The error seems related to multiprocessing, since ensemblelda runs a number of threads (each running one instance of LDA).

What can cause this error? Any advice on how I can fix it?


Solution

  • From reading the source code, the mass_masking function is simply returning a boolean array (binary mask) with truth values assigned to its positions that positionally correspond to the elements of a: where those elements of a, if you had to cumulatively summate them, would remain below the threshold set (default is 0.95).

    The line sorted_a[largest_mask][-1] is causing problems because nowhere in the mass_masking function are there any checks to make sure that the largest element of a is below the threshold, nor its predecessor ttd1. Whenever ttd1's, and therefore a's, largest value is equal to or above the threshold, the IndexError is raised because sorted_a[largest_mass] returns an empty array which is then attempted to be indexed by the [-1]. The minimal examples below showcase this issue.

    ttd1 is created in the _calculate_asymmetric_distance_matrix_chunk() function when it enumerates over ttda1. It calls masking_method(ttd1, masking_threshold), which subsequently invokes mass_masking which is set as the default method upon initialisation of the EnsembleLda class. I suspect this is a bug that is prevalent during multiprocessing because the _calculate_assymetric_distance_matrix_multiproc() function instantiates the Process with the target set as the _asymmetric_distance_matrix_worker() function, and this worker function slices the entire_ttda to create ttda1 which it passes to the chunk function, but again, there's no check to ensure it hasn't created a slice that has one of its elements equal to or larger than threshold.

    Here is a minimal working example of how mass_making should function:

    import numpy as np
    
    
    def mass_masking(a, threshold=None):
        """Original masking method.

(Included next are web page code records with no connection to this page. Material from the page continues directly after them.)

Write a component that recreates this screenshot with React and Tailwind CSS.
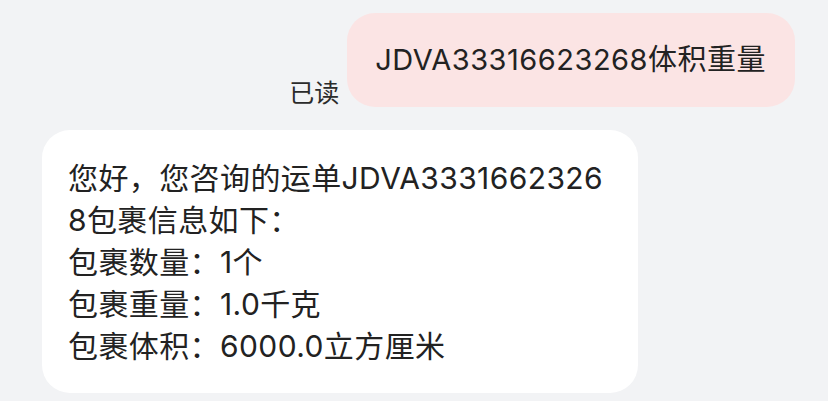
const font = { fontFamily: 'Inter, "Noto Sans CJK SC", sans-serif' };

const lines = [
  '您好，您咨询的运单JDVA3331662326',
  '8包裹信息如下：',
  '包裹数量：1个',
  '包裹重量：1.0千克',
  '包裹体积：6000.0立方厘米',
];

export default function App() {
  return (
    <main className="min-h-[401px] w-[828px] bg-[#f2f3f5] pt-[13px]" style={font}>
      <div className="flex items-end justify-end pr-[33px]">
        <span className="mr-[8px] mb-[-1px] text-[25px] leading-[30px] text-[#2b2b2b]">已读</span>
        <div className="flex h-[94px] items-center rounded-[28px] bg-[#fbe4e4] pl-[28px] pr-[29px] text-[29px] tracking-[0.5px] text-[#222]">
          JDVA33316623268体积重量
        </div>
      </div>

      <div className="ml-[42px] mt-[23px] w-[596px] rounded-[28px] bg-white pt-[27px] pb-[26px] pl-[26px]">
        {lines.map((line) => (
          <div key={line} className="whitespace-nowrap text-[30px] leading-[42px] tracking-[0.4px] text-[#222]">
            {line}
          </div>
        ))}
      </div>
    </main>
  );
}
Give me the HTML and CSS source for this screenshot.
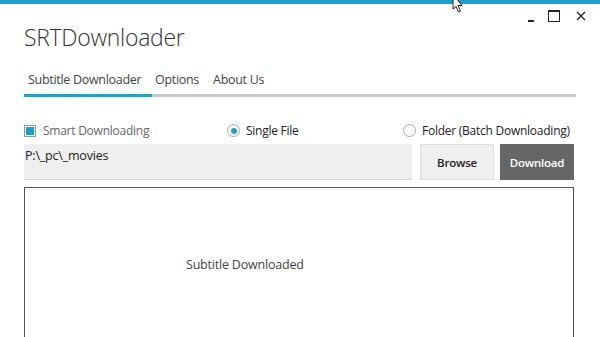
FILE: index.html
```html
<!DOCTYPE html>
<html lang="en">
<head>
    <meta charset="UTF-8">
    <title>SRTDownloader</title>
    <link rel="stylesheet" href="styles.css">
</head>
<body>
<div class="topbar">
    <svg class="cursor" width="12" height="14" viewBox="0 0 12 14">
        <path d="M1 -6 L1 9 L4 6.5 L6.5 12 L8.5 11 L6 5.5 L10 5.5 Z" fill="#fff" stroke="#222" stroke-width="1"/>
    </svg>
</div>
<div class="window">
    <div class="head">
        <h1 class="title">SRTDownloader</h1>
        <div class="controls">
            <span class="ctl min"></span>
            <span class="ctl max"></span>
            <span class="ctl close">
                <svg width="10" height="10" viewBox="0 0 10 10"><path d="M1 1 L9 9 M9 1 L1 9" stroke="#222" stroke-width="1.3"/></svg>
            </span>
        </div>
    </div>
    <ul class="tabs">
        <li class="current">Subtitle Downloader</li>
        <li>Options</li>
        <li>About Us</li>
    </ul>
    <div class="opts">
        <label class="opt"><span class="check"></span>Smart Downloading</label>
        <label class="opt dark"><span class="radio on"></span>Single File</label>
        <label class="opt dark"><span class="radio"></span>Folder (Batch Downloading)</label>
    </div>
    <div class="pathrow">
        <div class="path">P:\_pc\_movies</div>
        <button class="btn">Browse</button>
        <button class="btn dl">Download</button>
    </div>
    <div class="output">
        <p>Subtitle Downloaded</p>
    </div>
</div>
</body>
</html>
```

FILE: styles.css
```css
* {
    padding: 0;
    margin: 0;
    list-style: none;
    box-sizing: border-box;
}

body {
    background: #fff;
    font-family: "Open Sans", "Noto Sans", sans-serif;
    color: #333;
    overflow: hidden;
}

.topbar {
    height: 4px;
    background: #1a9fd0;
    position: relative;
}

.cursor {
    position: absolute;
    left: 452px;
    top: 0;
}

.window {
    padding: 0 24px;
}

.head {
    display: flex;
    justify-content: space-between;
    align-items: flex-start;
    height: 53px;
}

.title {
    font-weight: 300;
    font-size: 23px;
    color: #333;
    margin-top: 17px;
    letter-spacing: -0.3px;
}

.controls {
    display: flex;
    align-items: center;
    margin-top: 6px;
    margin-right: -11px;
}

.ctl {
    width: 12px;
    height: 12px;
    display: flex;
    align-items: center;
    justify-content: center;
}

.min {
    margin-right: 11px;
}

.min::after {
    content: '';
    width: 6px;
    height: 2px;
    background: #222;
    margin-top: 9px;
}

.max {
    margin-right: 15px;
}

.max::after {
    content: '';
    width: 10px;
    height: 9px;
    border: 1px solid #222;
    border-top-width: 2px;
}

.tabs {
    display: flex;
    border-bottom: 3px solid #c9c9c9;
    font-size: 12.5px;
    color: #444;
    height: 40px;
    align-items: flex-end;
    letter-spacing: -0.3px;
}

.tabs li {
    white-space: nowrap;
    padding: 0 11px 6px 3px;
    margin-bottom: -3px;
    border-bottom: 3px solid transparent;
}

.tabs li.current {
    padding: 0 0 6px 4px;
    width: 128px;
    border-bottom-color: #2b9dc3;
}

.opts {
    display: grid;
    grid-template-columns: 203px 176px auto;
    margin-top: 25px;
    font-size: 12px;
    height: 14px;
    align-items: center;
    letter-spacing: -0.25px;
}

.opt {
    display: flex;
    align-items: center;
    color: #666;
}

.opt.dark {
    color: #222;
}

.check {
    width: 12px;
    height: 12px;
    border: 1px solid #8a9ba3;
    background: #1a9fc8;
    margin-right: 7px;
    box-shadow: inset 0 0 0 1px #fff;
}

.radio {
    width: 13px;
    height: 13px;
    border-radius: 50%;
    border: 1px solid #aaa;
    margin-right: 6px;
    position: relative;
}

.radio.on::after {
    content: '';
    position: absolute;
    left: 2.5px;
    top: 2.5px;
    width: 6px;
    height: 6px;
    border-radius: 50%;
    background: #2a9fbf;
}

.pathrow {
    display: flex;
    margin-top: 8px;
    height: 36px;
}

.path {
    width: 388px;
    background: #efefef;
    border-bottom: 1px solid #d4d4d4;
    font-size: 12.5px;
    color: #222;
    padding: 3px 0 0 1px;
    letter-spacing: -0.2px;
}

.btn {
    width: 74px;
    border: 1px solid #dcdcdc;
    background: #efefef;
    font-family: "Open Sans", "Noto Sans", sans-serif;
    font-weight: 600;
    font-size: 11.5px;
    color: #222;
    margin-left: 8px;
    letter-spacing: -0.2px;
}

.btn.dl {
    margin-left: 6px;
    background: #666;
    border-color: #666;
    color: #fff;
}

.output {
    width: 550px;
    height: 160px;
    margin-top: 7px;
    border: 1px solid #555;
    padding: 68px 0 0 161px;
}

.output p {
    font-size: 12.5px;
    color: #444;
    line-height: 18px;
    letter-spacing: -0.2px;
}
```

Returns a new binary mask."""
        if threshold is None:
            threshold = 0.95
    
        sorted_a = np.sort(a)[::-1]  # [0.5   0.449 0.2   0.1  ]
        # sorted_a.cumsum() outputs [0.5   0.949 1.149 1.249] then threshold is taken
        largest_mass = sorted_a.cumsum() < threshold  # [ True  True False False]
        # sorted_a[largest_mass] outputs [0.5   0.449] then last element is taken
        smallest_valid = sorted_a[largest_mass][-1]  # 0.449
        return a >= smallest_valid # [ True False False  True]
    
    
    test_arr = np.array([0.5, 0.2, 0.1, 0.449])
    print(mass_masking(test_arr))
    # Output: [ True False False  True]
    

    When a's largest element is greater than or equal to 0.95, an IndexError is raised:

    import numpy as np
    
    
    def mass_masking(a, threshold=None):
        """Original masking method. Returns a new binary mask."""
        if threshold is None:
            threshold = 0.95
    
        sorted_a = np.sort(a)[::-1]  # [0.96  0.5   0.449 0.2  ]
        # sorted_a.cumsum() outputs [0.96  1.46  1.909 2.109] then threshold is taken
        largest_mass = sorted_a.cumsum() < threshold  # [False False False False]
        # sorted_a[largest_mass] outputs [] then last element is taken
        smallest_valid = sorted_a[largest_mass][-1]  # IndexError
        return a >= smallest_valid # function fails to return binary mask
    
    
    test_arr = np.array([0.5, 0.2, 0.96, 0.449])
    print(mass_masking(test_arr))
    # Output: IndexError: index -1 is out of bounds for axis 0 with size 0
    

    Knowing this, and assuming I haven't misinterpreted how the whole group of calculate_asymmetric_distance_matrix functions are working during multiprocessing, you can either try to ensure yourself that no values are greater than or equal to the default threshold, or set the masking_threshold higher when initialising the EnsembleLda.